D’Aquila said of St. Francisville’s 1800 residents, maybe 30 live where it is flooding. The rest are high and dry.

 

At the bottom of the hill is where the town of Bayou Sera used to be. Locals say in the early 1900s, Bayou Sera was as big as St. Francisville. But in the great Mississippi River Flood of 1927, Bayou Sera was wiped out, and very few people have built at the bottom of the hill since then.

“The height that it’s at right now is about the highest I’ve ever seen it, and we’re supposed to get another 4 to 5 feet,” said West Feliciana Parish Sheriff Austin Daniel.

St. Francisville is a beautiful old town, steeped in Louisiana history. D’Aquila said news reports about flooding here have led to cancellations at the town’s bed and breakfasts, which are all dry and in no danger. For the homes that are, most of the people we talked to would like to see the Morganza open.

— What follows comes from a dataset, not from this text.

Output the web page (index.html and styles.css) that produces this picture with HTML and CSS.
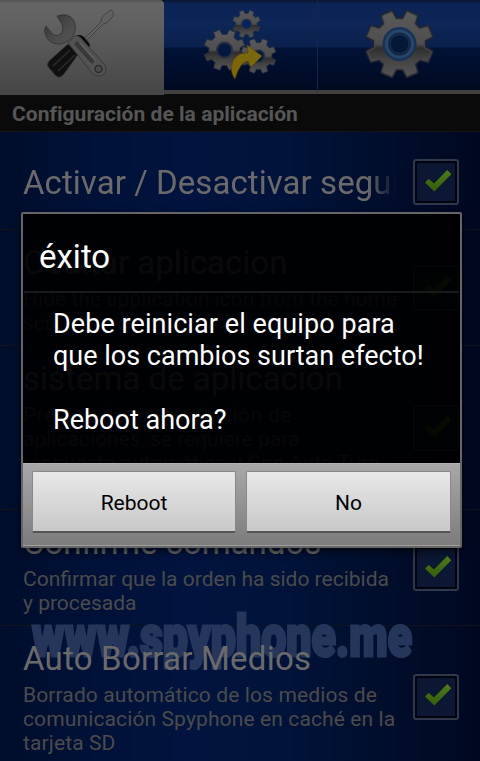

“They should be opening it now. Not waiting until a couple days. Open it now. And that would take a lot of stress off the people up this way,” Davis said.

 

“I think they should open it. That’s what it was built for,” Daniel said. “Of course, I don’t have family over there and I don’t cows over there or crop over there, but it was built for that purpose, and I strongly feel it should be open.”